Yeah you're right, I haven't been using __restrict at all. I should've probably asked about this at an earlier point, wasn't sure if there was a reason to use it or not. Will fix this here, and other places in future revisions as well.

cgyurgyik added inline comments.Aug 12 2020, 3:30 PM
libc/src/string/strtok_r.cpp
17

I'm struggling to get a static inline function working for both a static char * and a char ** without running into lifetime issues with the saveptr. Was there something you had in mind? Maybe I'm missing something simple here.

cgyurgyik added inline comments.Aug 12 2020, 3:40 PM
libc/src/string/strtok_r.cpp
17

One way I could do this is to have the utility function return a struct {char *token, char *strtok_string}, and then set the strtok_string to the respective value, static char * for strtok, and dereferenced char** for strtok_r. Then we can return the struct.token.
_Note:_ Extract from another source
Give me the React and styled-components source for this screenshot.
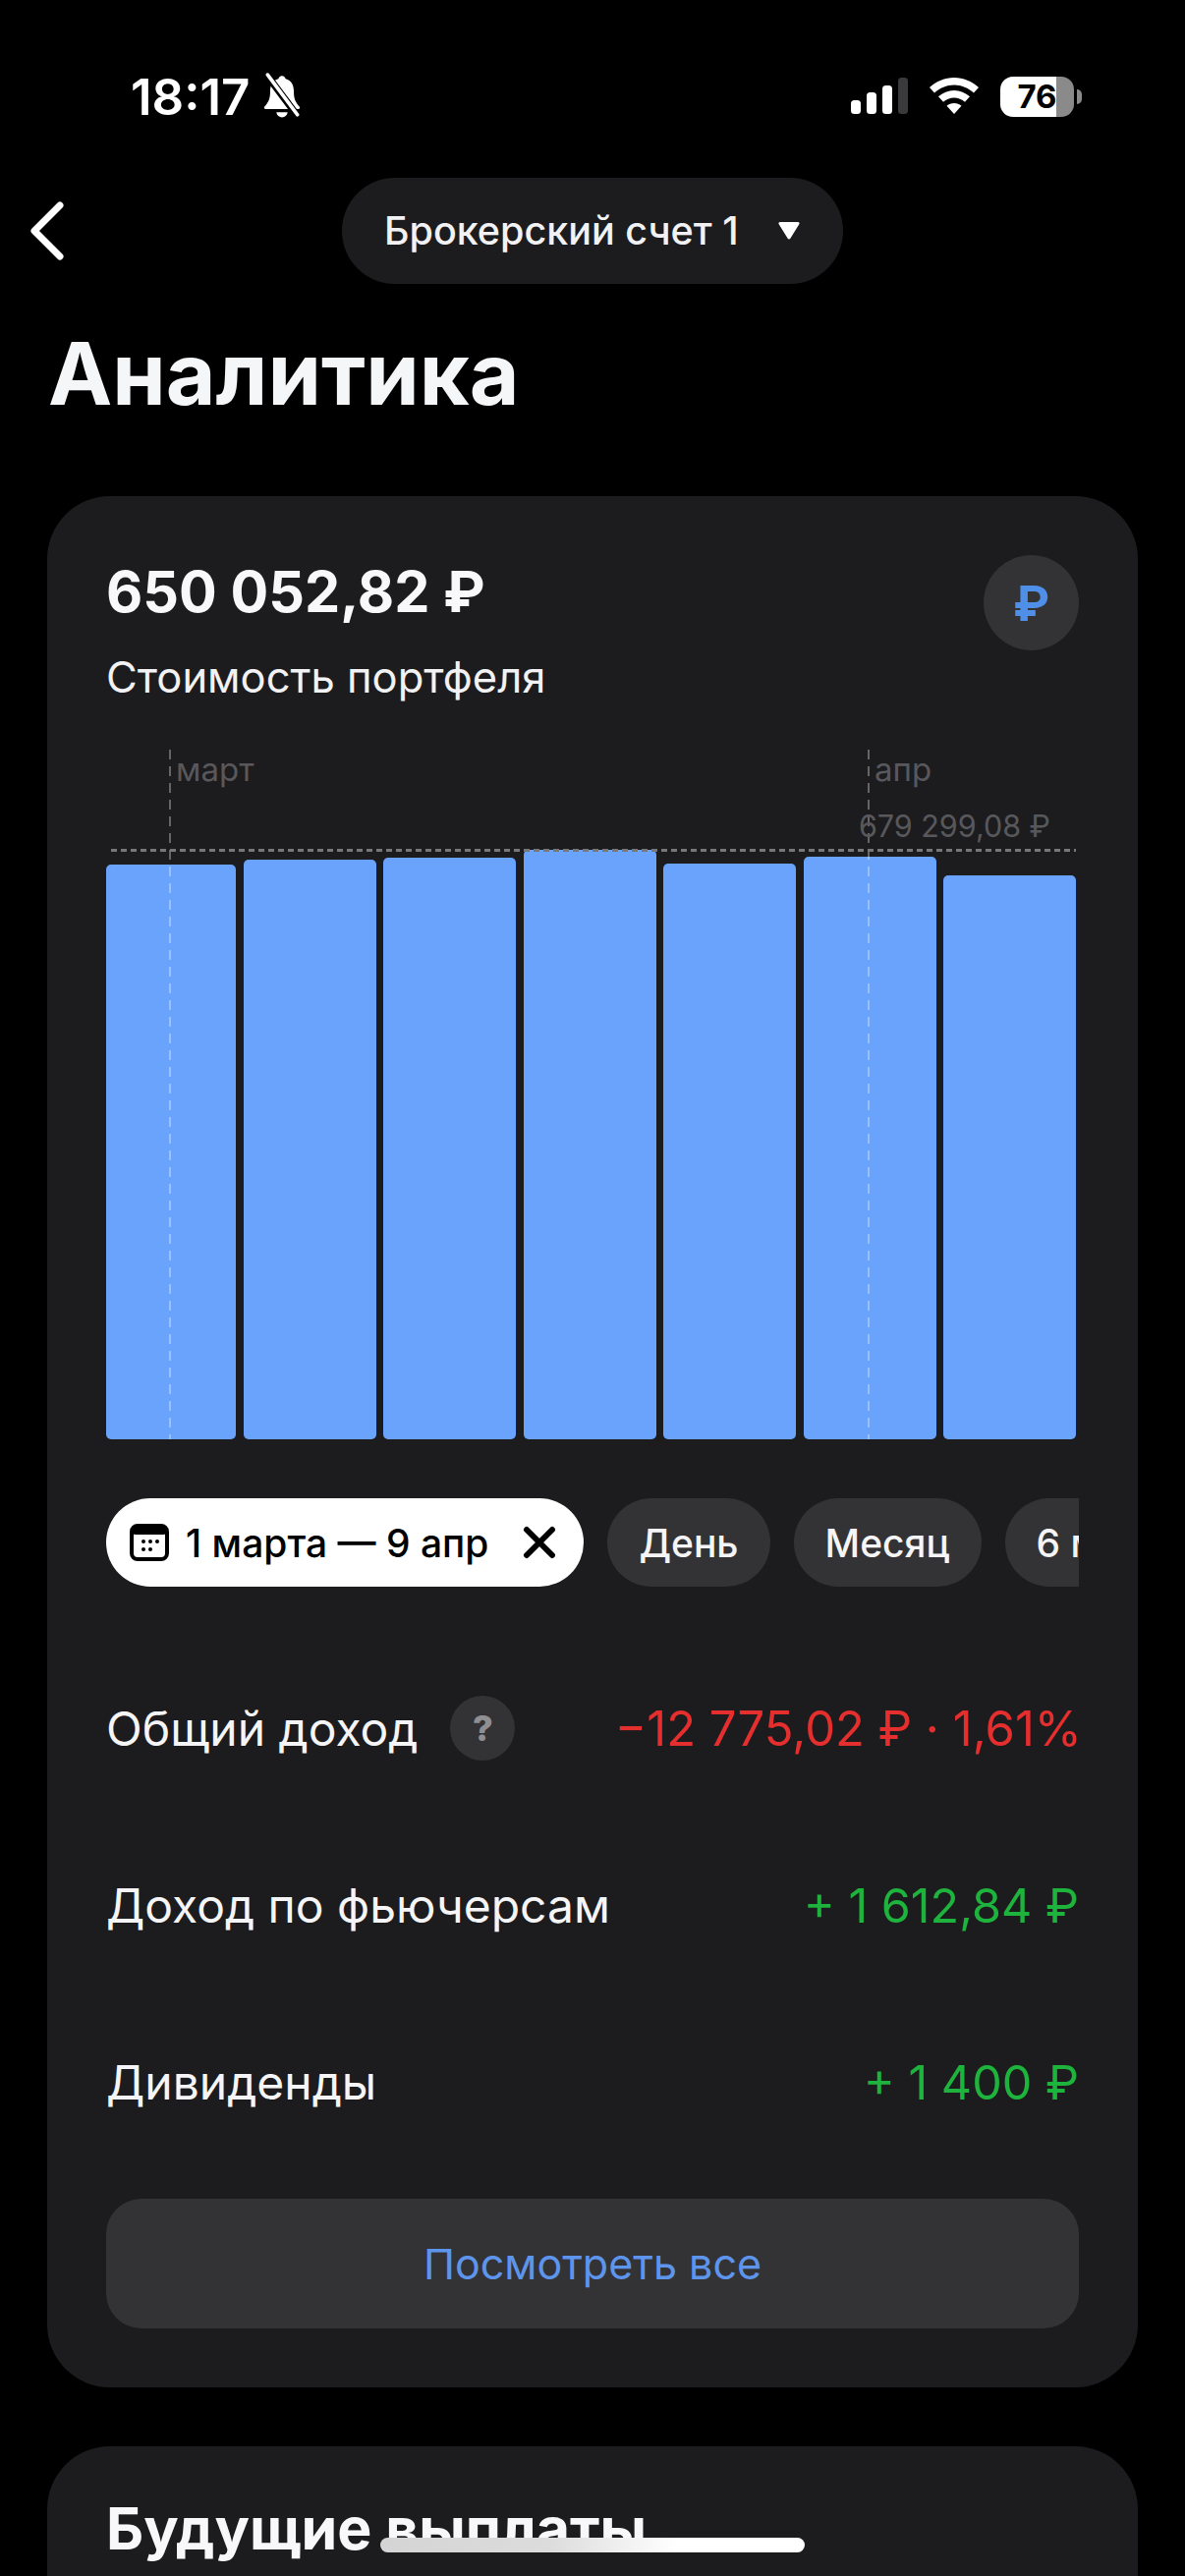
import React from 'react'
import styled, { createGlobalStyle } from 'styled-components';

const GlobalStyle = createGlobalStyle`
html, body {
  margin: 0;
  padding: 0;
  background: #000;
}
* {
  box-sizing: border-box;
}
`;

const Page = styled.div`
position: relative;
width: 1206px;
height: 2622px;
overflow: hidden;
background: #000;
color: #fff;
font-family: Inter, "Noto Sans", sans-serif;
`;

const StatusBar = styled.div`
display: flex;
justify-content: space-between;
align-items: center;
height: 56px;
margin-top: 70px;
padding: 0 113px 0 133px;
`;

const StatusLeft = styled.div`
display: flex;
align-items: center;
gap: 11px;
`;

const Time = styled.span`
font-size: 51px;
font-weight: 600;
`;

const StatusRight = styled.div`
display: flex;
align-items: center;
gap: 22px;
`;

const Battery = styled.div`
position: relative;
width: 75px;
height: 41px;
border-radius: 13px;
background: linear-gradient(to right, #fff 76%, #8a8a8a 76%);
color: #000;
font-size: 33px;
font-weight: 700;
line-height: 41px;
text-align: center;
&::after {
  content: "";
  position: absolute;
  right: -8px;
  top: 13px;
  width: 5px;
  height: 15px;
  border-radius: 0 8px 8px 0;
  background: #8a8a8a;
}
`;

const Nav = styled.div`
display: grid;
grid-template-columns: 1fr 510px 1fr;
align-items: center;
margin-top: 55px;
padding: 0 30px;
`;

const AccountPill = styled.div`
display: flex;
justify-content: space-between;
align-items: center;
height: 108px;
padding: 0 44px 0 43px;
border-radius: 54px;
background: #1c1c1e;
font-size: 39.500px;
font-weight: 500;
color: #f2f2f4;
`;

const PageTitle = styled.h1`
margin: 36px 0 0 49px;
font-size: 87.500px;
line-height: 110px;
font-weight: 700;
color: #f5f6f8;
`;

const Card = styled.div`
margin: ${p => p.$top}px 48px 0;
padding: 60px;
border-radius: 64px;
background: #1c1c1e;
`;

const FutureCard = styled(Card)`
height: 300px;
`;

const CardHead = styled.div`
display: flex;
justify-content: space-between;
align-items: flex-start;
`;

const Amount = styled.div`
margin-top: 2px;
font-size: 57.500px;
line-height: 70px;
font-weight: 700;
color: #f8f8fa;
`;

const AmountLabel = styled.div`
margin-top: 26px;
font-size: 43.500px;
line-height: 52px;
color: #f2f2f4;
`;

const CurrencyBadge = styled.div`
display: flex;
justify-content: center;
align-items: center;
width: 97px;
height: 97px;
border-radius: 50%;
background: #333335;
color: #4f8fe8;
font-size: 50px;
font-weight: 700;
`;

const Chart = styled.div`
position: relative;
height: 702px;
margin-top: 48px;
`;

const Bars = styled.div`
display: flex;
align-items: flex-end;
gap: 7.5px;
height: 100%;
`;

const Bar = styled.div`
flex: ${p => (p.$narrow ? '0 0 132px' : '0 0 135px')};
height: ${p => p.$h}px;
border-radius: 5px;
background: #6aa3fc;
`;

const MonthLine = styled.div`
position: absolute;
top: 0;
bottom: 0;
left: ${p => p.$x}px;
width: 2px;
background: repeating-linear-gradient(to bottom, rgba(255, 255, 255, 0.32) 0 10px, transparent 10px 17px);
`;

const MonthLabel = styled.span`
position: absolute;
top: 1px;
left: ${p => p.$x}px;
font-size: 33px;
line-height: 38px;
color: #58585c;
`;

const MaxLabel = styled.span`
position: absolute;
top: 59px;
right: 29px;
font-size: 30.500px;
line-height: 38px;
color: #58585c;
`;

const MaxLine = styled.div`
position: absolute;
top: 101px;
left: 5px;
right: 3px;
height: 3px;
background: repeating-linear-gradient(to right, #77777a 0 6px, transparent 6px 10px);
`;

const Chips = styled.div`
display: flex;
gap: 24px;
margin-top: 60px;
width: 990px;
overflow: hidden;
`;

const Chip = styled.div`
flex: none;
display: flex;
align-items: center;
height: 90px;
padding: 0 32px;
border-radius: 45px;
background: #333335;
font-size: 39px;
font-weight: 500;
color: #f5f5f7;
`;

const DateChip = styled(Chip)`
padding: 0 28px 0 24px;
background: #fff;
color: #000;
gap: 17px;
`;

const CloseGlyph = styled.svg`
margin-left: 18px;
`;

const Stats = styled.div`
display: flex;
flex-direction: column;
margin-top: 114px;
gap: 120px;
`;

const StatRow = styled.div`
display: flex;
justify-content: space-between;
align-items: center;
height: 60px;
`;

const StatName = styled.div`
display: flex;
align-items: center;
gap: 24px;
font-size: 48px;
color: #f5f5f7;
`;

const StatValue = styled.div`
font-size: 48.500px;
color: #1db33d;
`;

const LossValue = styled(StatValue)`
margin-right: -3px;
font-size: 49px;
color: #e52e2e;
`;

const HelpBadge = styled.div`
display: flex;
justify-content: center;
align-items: center;
width: 66px;
height: 66px;
margin-left: 9px;
border-radius: 50%;
background: #333335;
color: #8e8e93;
font-size: 36px;
font-weight: 800;
`;

const ShowAll = styled.div`
display: flex;
justify-content: center;
align-items: center;
height: 132px;
margin-top: 89px;
border-radius: 36px;
background: #333335;
color: #5e95ec;
font-size: 43px;
`;

const SectionTitle = styled.div`
margin-top: -11px;
font-size: 59px;
line-height: 70px;
font-weight: 700;
color: #f8f8fa;
`;

const HomeIndicator = styled.div`
position: absolute;
left: 387px;
top: 2583px;
width: 432px;
height: 15px;
border-radius: 8px;
background: linear-gradient(to right, #d4d4d4 0%, #dcdcdc 40%, #fff 70%);
`;

const barHeights = [585, 590, 592, 600, 586, 593, 574];

const App = () => {
  return (
    <Page>
      <GlobalStyle />
      <StatusBar>
        <StatusLeft>
          <Time>18:17</Time>
          <svg width="44" height="48" viewBox="0 0 42 46">
            <path d="M21 3c-2 0-3.200 1.300-3.500 3C11.800 7.500 9.500 12 9.500 18c0 6-1 10.500-5.500 15-.8 1-.3 2.500 1.200 2.500h31.600c1.500 0 2-1.500 1.200-2.500-4.500-4.500-5.500-9-5.500-15 0-6-2.300-10.500-8-12-.3-1.700-1.500-3-3.500-3z" fill="#fff" />
            <path d="M15.500 38.500h11c-.5 3-2.700 5-5.500 5s-5-2-5.500-5z" fill="#fff" />
            <path d="M6 2l30 40" stroke="#000" strokeWidth="7" />
            <path d="M7 2l29 39" stroke="#fff" strokeWidth="3.500" strokeLinecap="round" />
          </svg>
        </StatusLeft>
        <StatusRight>
          <svg width="58" height="38" viewBox="0 0 58 38">
            <rect x="0" y="23" width="10" height="14" rx="3.500" fill="#fff" />
            <rect x="16" y="15" width="10" height="22" rx="3.500" fill="#fff" />
            <rect x="32" y="8" width="10" height="29" rx="3.500" fill="#fff" />
            <rect x="48" y="0" width="10" height="37" rx="3.500" fill="#3a3a3c" />
          </svg>
          <svg width="50" height="38" viewBox="0 0 50 38">
            <path d="M25 0C15.500 0 7 3.700 0 10l5 5.500C10.500 10.500 17.500 7.500 25 7.500s14.500 3 20 8l5-5.500C43 3.700 34.500 0 25 0z" fill="#fff" />
            <path d="M25 13c-6 0-11.500 2.300-16 6.300l5 5.500c3-2.700 6.800-4.300 11-4.300s8 1.600 11 4.300l5-5.500C36.500 15.300 31 13 25 13z" fill="#fff" />
            <path d="M25 26c-2.800 0-5.400 1-7.500 2.800L25 37l7.500-8.200C30.400 27 27.800 26 25 26z" fill="#fff" />
          </svg>
          <Battery>76</Battery>
        </StatusRight>
      </StatusBar>

      <Nav>
        <svg width="36" height="60" viewBox="0 0 36 60">
          <path d="M31 4L5 30l26 26" fill="none" stroke="#fff" strokeWidth="7" strokeLinecap="round" strokeLinejoin="round" />
        </svg>
        <AccountPill>
          Брокерский счет 1
          <svg width="22" height="20" viewBox="0 0 22 20">
            <path d="M2 1h18c1.500 0 2 1.200 1.300 2.300l-9 14.500c-.6 1-2 1-2.600 0L.7 3.300C0 2.200.5 1 2 1z" fill="#fff" />
          </svg>
        </AccountPill>
      </Nav>

      <PageTitle>Аналитика</PageTitle>

      <Card $top={70}>
        <CardHead>
          <div>
            <Amount>650 052,82 ₽</Amount>
            <AmountLabel>Стоимость портфеля</AmountLabel>
          </div>
          <CurrencyBadge>₽</CurrencyBadge>
        </CardHead>

        <Chart>
          <Bars>
            {barHeights.map((h, i) => (
              <Bar key={i} $h={h} $narrow={i === 0} />
            ))}
          </Bars>
          <MonthLine $x={64} />
          <MonthLabel $x={71}>март</MonthLabel>
          <MonthLine $x={775} />
          <MonthLabel $x={782}>апр</MonthLabel>
          <MaxLabel>679 299,08 ₽</MaxLabel>
          <MaxLine />
        </Chart>

        <Chips>
          <DateChip>
            <svg width="40" height="38" viewBox="0 0 40 38">
              <rect x="2" y="2" width="36" height="34" rx="6" fill="none" stroke="#000" strokeWidth="4" />
              <rect x="2" y="2" width="36" height="9" rx="4" fill="#000" />
              <circle cx="14" cy="18" r="2" fill="#000" />
              <circle cx="21" cy="18" r="2" fill="#000" />
              <circle cx="28" cy="18" r="2" fill="#000" />
              <circle cx="14" cy="26" r="2" fill="#000" />
              <circle cx="21" cy="26" r="2" fill="#000" />
            </svg>
            1 марта — 9 апр
            <CloseGlyph width="34" height="34" viewBox="0 0 34 34">
              <path d="M4 4l26 26M30 4L4 30" stroke="#000" strokeWidth="6" strokeLinecap="round" />
            </CloseGlyph>
          </DateChip>
          <Chip>День</Chip>
          <Chip>Месяц</Chip>
          <Chip>6 м</Chip>
        </Chips>

        <Stats>
          <StatRow>
            <StatName>
              Общий доход
              <HelpBadge>?</HelpBadge>
            </StatName>
            <LossValue>−12 775,02 ₽ · 1,61%</LossValue>
          </StatRow>
          <StatRow>
            <StatName>Доход по фьючерсам</StatName>
            <StatValue>+ 1 612,84 ₽</StatValue>
          </StatRow>
          <StatRow>
            <StatName>Дивиденды</StatName>
            <StatValue>+ 1 400 ₽</StatValue>
          </StatRow>
        </Stats>

        <ShowAll>Посмотреть все</ShowAll>
      </Card>

      <FutureCard $top={60}>
        <SectionTitle>Будущие выплаты</SectionTitle>
      </FutureCard>

      <HomeIndicator />
    </Page>
  )
}

export default App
abrachet added inline comments.Aug 12 2020, 4:48 PM
libc/src/string/strtok_r.cpp
17

strtok can just be

char *LLVM_LIBC_ENTRYPOINT(strtok)(char *src, const char *delimiter_string) {
  static char *strtok_str;
  return __llvm_libc::strtok_r(src, delimiter_string, &strtok_str);
}

There is no lifetime issue.

cgyurgyik added inline comments.Aug 12 2020, 5:44 PM
libc/src/string/strtok_r.cpp
17

Yep... that's the simple solution I avoided for much too long. I was trying to do the reverse. Will fix. Thanks abrachet :)

cgyurgyik updated this revision to Diff 285229.Aug 12 2020, 6:14 PM

Address siva's and abrachet's comments.

cgyurgyik marked 5 inline comments as done.Aug 12 2020, 6:15 PM
cgyurgyik added inline comments.
libc/src/string/strtok_r.cpp
17

Left a TODO for myself to address this in a separate revision, since this applies to other functions as well.

LGTM but not yet accepting as I asked for some extension to the tests.

libc/src/string/string_utils.h
40

static?

libc/src/string/strtok_r.cpp
17

SGTM. And sorry I missed these in previous patches.

libc/test/src/string/strtok_r_test.cpp
12

While having these differently named tests is fine, I am mildly concerned with the fact that when I first read them, the tests seems incomplete. For example, most tests are making only a single call to strtok_r. The results of subsequent calls to strtok_r are not tested. I suggest putting all of this in one test called Various with each of the tests you have in their own comment annotated scoped block. For example:

Test(StrTokRTest, Various) {
  { // Empty source string and delimiter string
    char empty[] = "";
    char *reserve = nullptr;
    ASSERT_STREQ(__llvm_libc::strtok_r(empty, "",  &reserve), nullptr);
    // Another call to ensure that a bad state was not written in to |reserve|.
    ASSERT_STREQ(__llvm_libc::strtok_r(empty, "",  &reserve), nullptr);
    ASSERT_STREQ(__llvm_libc::strtok_r(nullptr, "",  &reserve), nullptr);
  }
  ...
}

That said, putting everything in one test is my personal preference. You can choose to the keep the different test classes as you have currently, but include follow up calls to strtok_r as suggested in the above example.

cgyurgyik updated this revision to Diff 285335.Aug 13 2020, 5:05 AM

Address siva's comments.

cgyurgyik added inline comments.Aug 13 2020, 5:08 AM
libc/src/string/string_utils.h
40

Thanks :). This was me trying to debug some quirky lifetime issues with the not-so-elegant approach I was taking beforehand.

libc/test/src/string/strtok_r_test.cpp
12

Thanks. Done. I'm still personally a fan of trying to separate behaviors by test, but I tried to group some of the bigger entities here.

sivachandra accepted this revision.Aug 13 2020, 12:06 PM
This revision is now accepted and ready to land.Aug 13 2020, 12:06 PM
This revision was automatically updated to reflect the committed changes.